§ Given information
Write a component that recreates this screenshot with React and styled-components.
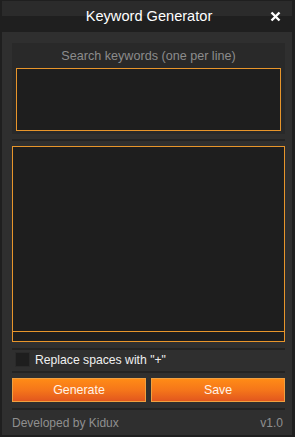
import styled, { createGlobalStyle } from 'styled-components'

const GlobalStyle = createGlobalStyle`
  html, body {
    margin: 0;
    padding: 0;
    background: #1f1f1f;
  }
  * {
    box-sizing: border-box;
  }
`

const Window = styled.div`
  width: 295px;
  height: 437px;
  background: #1f1f1f;
  padding: 0 3px 2px 2px;
  display: flex;
  flex-direction: column;
  font-family: 'Liberation Sans', Arial, sans-serif;
`

const TitleBar = styled.div`
  height: 32px;
  position: relative;
  display: flex;
  align-items: center;
  justify-content: center;
  background: linear-gradient(to bottom, #1f1f1f 0, #1f1f1f 1px, #2b2b2b 1px, #2b2b2b 16px, #1f1f1f 16px);
  color: #ffffff;
  font-size: 14.6px;
  padding-left: 4px;
`

const Close = styled.button`
  position: absolute;
  right: 11px;
  top: 10px;
  width: 12px;
  height: 12px;
  padding: 0;
  border: none;
  background: none;
  display: flex;
  align-items: center;
  justify-content: center;
`

const Body = styled.div`
  flex: 1;
  background: #2f2f2f;
  padding: 11px 7px 0 10px;
  display: flex;
  flex-direction: column;
`

const Section = styled.div`
  background: #292929;
  padding: 4px 4px 3px 4px;
  display: flex;
  flex-direction: column;
  align-items: stretch;
`

const Label = styled.div`
  text-align: center;
  color: #8c8c8c;
  font-size: 12.6px;
  height: 21px;
  line-height: 18px;
`

const Field = styled.div`
  height: ${(p) => p.$h}px;
  background: #1e1e1e;
  border: 1px solid #e7952b;
  display: flex;
  flex-direction: column;
`

const FieldArea = styled.div`
  flex: 1;
`

const HScroll = styled.div`
  height: 10px;
  border-top: 1px solid #e7952b;
`

const Separator = styled.div`
  height: 2px;
  background: #232323;
  margin: ${(p) => p.$m};
`

const CheckRow = styled.label`
  display: flex;
  align-items: center;
  height: 15px;
  padding-left: 3px;
  gap: 5px;
  color: #f0f0f0;
  font-size: 12.2px;
`

const Box = styled.span`
  width: 15px;
  height: 15px;
  background: #1e1e1e;
  border: 1px solid #2a2a2a;
`

const Buttons = styled.div`
  display: flex;
  gap: 5px;
  margin-top: 5px;
`

const Button = styled.button`
  flex: 1;
  height: 24px;
  border: 1px solid #f0a040;
  background: linear-gradient(to bottom, #ff8b16 0%, #f5761a 50%, #e2571e 100%);
  color: #fff3e8;
  font-family: 'Liberation Sans', Arial, sans-serif;
  font-size: 12.4px;
  padding: 0;
`

const Footer = styled.div`
  display: flex;
  justify-content: space-between;
  align-items: center;
  height: 22px;
  color: #8f8f8f;
  font-size: 12px;
  padding-right: 2px;
`

export default function App() {
  return (
    <>
      <GlobalStyle />
      <Window>
        <TitleBar>
          Keyword Generator
          <Close aria-label="close">
            <svg width="11" height="11" viewBox="0 0 11 11">
              <path d="M1.5 1.5 L9.5 9.5 M9.5 1.5 L1.5 9.5" stroke="#fff" strokeWidth="2.4" />
            </svg>
          </Close>
        </TitleBar>
        <Body>
          <Section>
            <Label>Search keywords (one per line)</Label>
            <Field $h={63}>
              <FieldArea />
            </Field>
          </Section>
          <Separator $m="5px 0 5px 0" />
          <Field $h={196}>
            <FieldArea />
            <HScroll />
          </Field>
          <Separator $m="6px 0 2px 0" />
          <CheckRow>
            <Box />
            Replace spaces with "+"
          </CheckRow>
          <Separator $m="4px 0 0 0" />
          <Buttons>
            <Button>Generate</Button>
            <Button>Save</Button>
          </Buttons>
          <Separator $m="6px 0 2px 0" />
          <Footer>
            <span>Developed by Kidux</span>
            <span>v1.0</span>
          </Footer>
        </Body>
      </Window>
    </>
  )
}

§ Directions
Make an exact copy of the listing above. Do not include the pictures.

§ The response
Write a component that recreates this screenshot with React and styled-components.
import styled, { createGlobalStyle } from 'styled-components'

const GlobalStyle = createGlobalStyle`
  html, body {
    margin: 0;
    padding: 0;
    background: #1f1f1f;
  }
  * {
    box-sizing: border-box;
  }
`

const Window = styled.div`
  width: 295px;
  height: 437px;
  background: #1f1f1f;
  padding: 0 3px 2px 2px;
  display: flex;
  flex-direction: column;
  font-family: 'Liberation Sans', Arial, sans-serif;
`

const TitleBar = styled.div`
  height: 32px;
  position: relative;
  display: flex;
  align-items: center;
  justify-content: center;
  background: linear-gradient(to bottom, #1f1f1f 0, #1f1f1f 1px, #2b2b2b 1px, #2b2b2b 16px, #1f1f1f 16px);
  color: #ffffff;
  font-size: 14.6px;
  padding-left: 4px;
`

const Close = styled.button`
  position: absolute;
  right: 11px;
  top: 10px;
  width: 12px;
  height: 12px;
  padding: 0;
  border: none;
  background: none;
  display: flex;
  align-items: center;
  justify-content: center;
`

const Body = styled.div`
  flex: 1;
  background: #2f2f2f;
  padding: 11px 7px 0 10px;
  display: flex;
  flex-direction: column;
`

const Section = styled.div`
  background: #292929;
  padding: 4px 4px 3px 4px;
  display: flex;
  flex-direction: column;
  align-items: stretch;
`

const Label = styled.div`
  text-align: center;
  color: #8c8c8c;
  font-size: 12.6px;
  height: 21px;
  line-height: 18px;
`

const Field = styled.div`
  height: ${(p) => p.$h}px;
  background: #1e1e1e;
  border: 1px solid #e7952b;
  display: flex;
  flex-direction: column;
`

const FieldArea = styled.div`
  flex: 1;
`

const HScroll = styled.div`
  height: 10px;
  border-top: 1px solid #e7952b;
`

const Separator = styled.div`
  height: 2px;
  background: #232323;
  margin: ${(p) => p.$m};
`

const CheckRow = styled.label`
  display: flex;
  align-items: center;
  height: 15px;
  padding-left: 3px;
  gap: 5px;
  color: #f0f0f0;
  font-size: 12.2px;
`

const Box = styled.span`
  width: 15px;
  height: 15px;
  background: #1e1e1e;
  border: 1px solid #2a2a2a;
`

const Buttons = styled.div`
  display: flex;
  gap: 5px;
  margin-top: 5px;
`

const Button = styled.button`
  flex: 1;
  height: 24px;
  border: 1px solid #f0a040;
  background: linear-gradient(to bottom, #ff8b16 0%, #f5761a 50%, #e2571e 100%);
  color: #fff3e8;
  font-family: 'Liberation Sans', Arial, sans-serif;
  font-size: 12.4px;
  padding: 0;
`

const Footer = styled.div`
  display: flex;
  justify-content: space-between;
  align-items: center;
  height: 22px;
  color: #8f8f8f;
  font-size: 12px;
  padding-right: 2px;
`

export default function App() {
  return (
    <>
      <GlobalStyle />
      <Window>
        <TitleBar>
          Keyword Generator
          <Close aria-label="close">
            <svg width="11" height="11" viewBox="0 0 11 11">
              <path d="M1.5 1.5 L9.5 9.5 M9.5 1.5 L1.5 9.5" stroke="#fff" strokeWidth="2.4" />
            </svg>
          </Close>
        </TitleBar>
        <Body>
          <Section>
            <Label>Search keywords (one per line)</Label>
            <Field $h={63}>
              <FieldArea />
            </Field>
          </Section>
          <Separator $m="5px 0 5px 0" />
          <Field $h={196}>
            <FieldArea />
            <HScroll />
          </Field>
          <Separator $m="6px 0 2px 0" />
          <CheckRow>
            <Box />
            Replace spaces with "+"
          </CheckRow>
          <Separator $m="4px 0 0 0" />
          <Buttons>
            <Button>Generate</Button>
            <Button>Save</Button>
          </Buttons>
          <Separator $m="6px 0 2px 0" />
          <Footer>
            <span>Developed by Kidux</span>
            <span>v1.0</span>
          </Footer>
        </Body>
      </Window>
    </>
  )
}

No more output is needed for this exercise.